**Work to be completed:**
Locate the word "with" in the entries below, then gather every line that holds it.

**Dataset extract:**
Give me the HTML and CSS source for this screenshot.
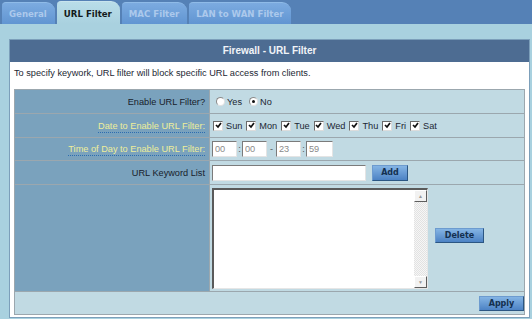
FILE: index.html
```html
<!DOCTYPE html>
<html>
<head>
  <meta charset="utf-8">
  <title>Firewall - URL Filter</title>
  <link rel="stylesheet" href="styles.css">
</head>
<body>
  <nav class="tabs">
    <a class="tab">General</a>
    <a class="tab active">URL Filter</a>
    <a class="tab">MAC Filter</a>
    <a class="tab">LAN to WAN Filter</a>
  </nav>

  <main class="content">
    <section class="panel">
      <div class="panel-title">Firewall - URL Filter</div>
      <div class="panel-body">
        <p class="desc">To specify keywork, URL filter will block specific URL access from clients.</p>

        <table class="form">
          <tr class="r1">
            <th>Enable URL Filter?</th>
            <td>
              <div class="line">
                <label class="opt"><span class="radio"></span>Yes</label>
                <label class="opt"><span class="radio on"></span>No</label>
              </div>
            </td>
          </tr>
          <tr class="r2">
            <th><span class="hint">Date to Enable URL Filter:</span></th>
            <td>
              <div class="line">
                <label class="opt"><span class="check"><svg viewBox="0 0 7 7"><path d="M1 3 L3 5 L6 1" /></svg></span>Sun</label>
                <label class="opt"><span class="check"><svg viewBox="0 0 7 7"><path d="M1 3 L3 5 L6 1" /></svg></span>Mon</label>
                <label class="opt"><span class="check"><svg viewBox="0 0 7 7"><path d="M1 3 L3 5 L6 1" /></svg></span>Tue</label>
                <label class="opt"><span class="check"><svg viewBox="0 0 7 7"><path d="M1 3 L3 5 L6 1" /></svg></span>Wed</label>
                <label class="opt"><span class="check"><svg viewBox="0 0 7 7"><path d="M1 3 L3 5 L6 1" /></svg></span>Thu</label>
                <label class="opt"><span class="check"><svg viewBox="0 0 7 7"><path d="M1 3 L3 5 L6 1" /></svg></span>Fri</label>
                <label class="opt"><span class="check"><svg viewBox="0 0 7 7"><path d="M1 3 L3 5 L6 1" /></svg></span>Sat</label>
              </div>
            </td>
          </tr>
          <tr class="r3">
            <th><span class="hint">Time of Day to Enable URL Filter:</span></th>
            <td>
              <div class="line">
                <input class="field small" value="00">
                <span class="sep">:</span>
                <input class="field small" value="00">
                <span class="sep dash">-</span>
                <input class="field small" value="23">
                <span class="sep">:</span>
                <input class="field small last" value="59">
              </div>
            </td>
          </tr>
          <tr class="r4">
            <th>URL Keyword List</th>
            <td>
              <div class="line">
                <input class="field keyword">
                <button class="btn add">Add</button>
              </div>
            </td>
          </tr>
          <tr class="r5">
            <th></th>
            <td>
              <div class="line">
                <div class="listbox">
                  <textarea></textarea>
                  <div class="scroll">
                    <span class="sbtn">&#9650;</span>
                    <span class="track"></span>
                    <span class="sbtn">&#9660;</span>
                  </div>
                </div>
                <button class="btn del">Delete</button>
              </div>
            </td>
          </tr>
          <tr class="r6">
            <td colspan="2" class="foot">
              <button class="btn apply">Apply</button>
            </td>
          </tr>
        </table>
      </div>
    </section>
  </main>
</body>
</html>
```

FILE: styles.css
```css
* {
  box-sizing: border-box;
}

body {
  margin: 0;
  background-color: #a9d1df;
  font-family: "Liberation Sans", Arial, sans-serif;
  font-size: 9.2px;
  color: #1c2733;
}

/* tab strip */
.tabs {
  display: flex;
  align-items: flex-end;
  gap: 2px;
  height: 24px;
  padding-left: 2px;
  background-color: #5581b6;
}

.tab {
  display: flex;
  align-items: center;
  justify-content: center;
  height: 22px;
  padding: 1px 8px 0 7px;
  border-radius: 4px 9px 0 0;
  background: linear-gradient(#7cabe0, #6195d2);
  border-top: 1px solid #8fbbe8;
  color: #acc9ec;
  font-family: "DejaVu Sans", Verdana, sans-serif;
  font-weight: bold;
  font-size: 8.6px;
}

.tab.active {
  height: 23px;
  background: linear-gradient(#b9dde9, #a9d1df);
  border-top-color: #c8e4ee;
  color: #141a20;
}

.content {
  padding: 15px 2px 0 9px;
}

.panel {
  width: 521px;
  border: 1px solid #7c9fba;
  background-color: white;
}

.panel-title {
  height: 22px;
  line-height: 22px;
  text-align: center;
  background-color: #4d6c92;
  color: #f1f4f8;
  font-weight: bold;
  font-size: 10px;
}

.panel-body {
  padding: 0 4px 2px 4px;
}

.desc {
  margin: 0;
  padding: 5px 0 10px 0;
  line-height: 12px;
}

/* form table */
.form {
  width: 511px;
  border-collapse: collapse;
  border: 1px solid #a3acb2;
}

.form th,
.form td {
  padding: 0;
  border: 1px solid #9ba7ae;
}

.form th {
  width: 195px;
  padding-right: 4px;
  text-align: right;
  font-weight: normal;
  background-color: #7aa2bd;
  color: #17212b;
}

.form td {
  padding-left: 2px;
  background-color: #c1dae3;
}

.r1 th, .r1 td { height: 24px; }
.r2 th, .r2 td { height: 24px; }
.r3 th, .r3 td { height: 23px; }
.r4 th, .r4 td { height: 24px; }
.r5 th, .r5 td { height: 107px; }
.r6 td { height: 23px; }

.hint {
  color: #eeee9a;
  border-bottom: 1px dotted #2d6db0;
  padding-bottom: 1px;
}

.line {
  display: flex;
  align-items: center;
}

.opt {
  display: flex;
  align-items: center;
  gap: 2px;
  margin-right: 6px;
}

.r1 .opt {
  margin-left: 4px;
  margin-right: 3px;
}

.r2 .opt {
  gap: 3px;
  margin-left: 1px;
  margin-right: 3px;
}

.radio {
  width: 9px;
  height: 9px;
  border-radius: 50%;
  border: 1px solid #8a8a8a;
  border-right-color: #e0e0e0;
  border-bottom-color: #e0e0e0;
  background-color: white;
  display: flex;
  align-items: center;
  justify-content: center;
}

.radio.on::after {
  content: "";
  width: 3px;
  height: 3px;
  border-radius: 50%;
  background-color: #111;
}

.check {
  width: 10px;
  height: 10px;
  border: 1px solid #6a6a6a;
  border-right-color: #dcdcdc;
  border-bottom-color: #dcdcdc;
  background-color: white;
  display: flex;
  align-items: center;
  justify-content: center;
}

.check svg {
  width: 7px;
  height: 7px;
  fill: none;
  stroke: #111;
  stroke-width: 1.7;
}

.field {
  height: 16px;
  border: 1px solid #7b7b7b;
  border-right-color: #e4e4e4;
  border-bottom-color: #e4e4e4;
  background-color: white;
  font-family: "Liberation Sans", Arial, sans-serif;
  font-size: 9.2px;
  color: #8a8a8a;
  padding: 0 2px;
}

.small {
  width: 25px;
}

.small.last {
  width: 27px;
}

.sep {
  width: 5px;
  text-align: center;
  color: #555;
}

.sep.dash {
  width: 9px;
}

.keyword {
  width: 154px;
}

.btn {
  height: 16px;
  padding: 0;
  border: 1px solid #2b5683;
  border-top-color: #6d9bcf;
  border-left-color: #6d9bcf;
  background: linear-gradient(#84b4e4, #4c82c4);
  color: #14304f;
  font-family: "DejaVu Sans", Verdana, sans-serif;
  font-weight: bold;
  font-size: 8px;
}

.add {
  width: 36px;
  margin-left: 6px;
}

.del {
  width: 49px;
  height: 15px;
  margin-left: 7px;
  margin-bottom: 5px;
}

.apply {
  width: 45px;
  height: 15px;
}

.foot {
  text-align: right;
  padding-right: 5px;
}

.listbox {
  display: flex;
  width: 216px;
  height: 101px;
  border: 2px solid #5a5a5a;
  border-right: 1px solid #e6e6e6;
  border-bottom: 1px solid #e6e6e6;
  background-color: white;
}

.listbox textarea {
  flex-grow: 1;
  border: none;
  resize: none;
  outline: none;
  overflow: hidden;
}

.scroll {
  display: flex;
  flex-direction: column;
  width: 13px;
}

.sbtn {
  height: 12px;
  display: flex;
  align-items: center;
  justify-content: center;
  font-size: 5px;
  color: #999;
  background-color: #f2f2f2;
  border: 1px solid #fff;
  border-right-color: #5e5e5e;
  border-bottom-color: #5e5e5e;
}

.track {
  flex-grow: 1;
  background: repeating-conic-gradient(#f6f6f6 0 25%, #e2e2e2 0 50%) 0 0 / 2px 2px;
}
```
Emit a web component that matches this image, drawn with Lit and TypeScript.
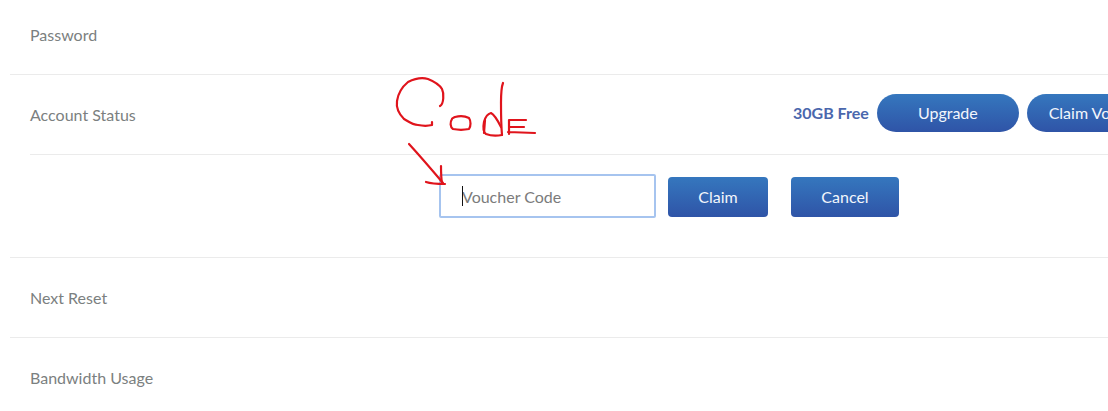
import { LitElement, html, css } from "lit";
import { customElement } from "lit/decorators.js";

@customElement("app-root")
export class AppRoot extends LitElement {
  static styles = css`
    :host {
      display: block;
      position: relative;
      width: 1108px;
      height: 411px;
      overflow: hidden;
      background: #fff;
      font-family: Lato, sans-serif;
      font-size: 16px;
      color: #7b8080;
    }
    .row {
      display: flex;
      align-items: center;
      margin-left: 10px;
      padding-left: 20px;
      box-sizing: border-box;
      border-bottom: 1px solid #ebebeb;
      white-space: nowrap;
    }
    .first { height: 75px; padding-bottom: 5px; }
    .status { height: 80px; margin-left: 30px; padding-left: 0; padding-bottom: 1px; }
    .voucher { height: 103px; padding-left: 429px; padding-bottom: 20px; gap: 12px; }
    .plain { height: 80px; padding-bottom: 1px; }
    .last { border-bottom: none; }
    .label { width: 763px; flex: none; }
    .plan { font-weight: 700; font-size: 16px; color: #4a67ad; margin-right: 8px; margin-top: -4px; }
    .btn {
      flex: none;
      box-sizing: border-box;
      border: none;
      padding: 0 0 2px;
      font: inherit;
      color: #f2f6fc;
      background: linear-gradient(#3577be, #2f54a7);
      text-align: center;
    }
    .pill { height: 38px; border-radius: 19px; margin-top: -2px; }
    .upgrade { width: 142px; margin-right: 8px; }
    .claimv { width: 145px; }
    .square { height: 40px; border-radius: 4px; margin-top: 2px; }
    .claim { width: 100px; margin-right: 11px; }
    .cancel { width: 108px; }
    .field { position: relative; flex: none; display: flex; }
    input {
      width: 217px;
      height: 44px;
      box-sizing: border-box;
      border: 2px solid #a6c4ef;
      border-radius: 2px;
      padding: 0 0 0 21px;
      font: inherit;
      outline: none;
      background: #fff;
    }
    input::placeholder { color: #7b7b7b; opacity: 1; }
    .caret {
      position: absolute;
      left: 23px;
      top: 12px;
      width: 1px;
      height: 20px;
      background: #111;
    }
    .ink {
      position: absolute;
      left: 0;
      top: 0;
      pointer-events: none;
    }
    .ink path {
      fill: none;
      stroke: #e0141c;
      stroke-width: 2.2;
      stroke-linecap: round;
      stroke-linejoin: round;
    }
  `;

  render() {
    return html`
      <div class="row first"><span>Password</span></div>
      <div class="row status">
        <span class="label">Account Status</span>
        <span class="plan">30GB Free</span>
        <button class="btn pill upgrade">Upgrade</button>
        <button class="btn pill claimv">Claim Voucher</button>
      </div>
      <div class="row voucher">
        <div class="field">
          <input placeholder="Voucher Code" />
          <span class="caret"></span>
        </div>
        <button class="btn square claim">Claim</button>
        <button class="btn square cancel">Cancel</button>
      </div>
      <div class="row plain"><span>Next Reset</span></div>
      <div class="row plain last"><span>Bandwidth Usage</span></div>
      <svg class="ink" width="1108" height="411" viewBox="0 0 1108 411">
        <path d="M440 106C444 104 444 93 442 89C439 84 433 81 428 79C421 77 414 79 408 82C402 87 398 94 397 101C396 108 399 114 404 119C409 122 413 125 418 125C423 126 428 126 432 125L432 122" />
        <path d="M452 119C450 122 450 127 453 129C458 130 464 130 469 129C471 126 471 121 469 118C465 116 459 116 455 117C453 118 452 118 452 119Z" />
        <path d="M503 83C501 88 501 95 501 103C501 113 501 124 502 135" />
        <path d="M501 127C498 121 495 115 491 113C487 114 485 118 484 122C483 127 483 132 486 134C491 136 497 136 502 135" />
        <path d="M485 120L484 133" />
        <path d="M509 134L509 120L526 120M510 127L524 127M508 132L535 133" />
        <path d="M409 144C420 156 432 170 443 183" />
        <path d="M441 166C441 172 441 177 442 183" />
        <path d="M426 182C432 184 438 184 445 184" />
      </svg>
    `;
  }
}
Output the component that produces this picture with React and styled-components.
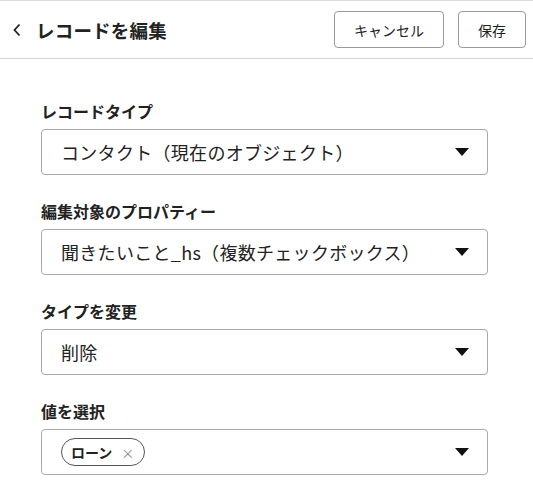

**Task response:**
Emit a web component that matches this image, drawn with Lit and TypeScript.
Output the component that produces this picture with React and styled-components.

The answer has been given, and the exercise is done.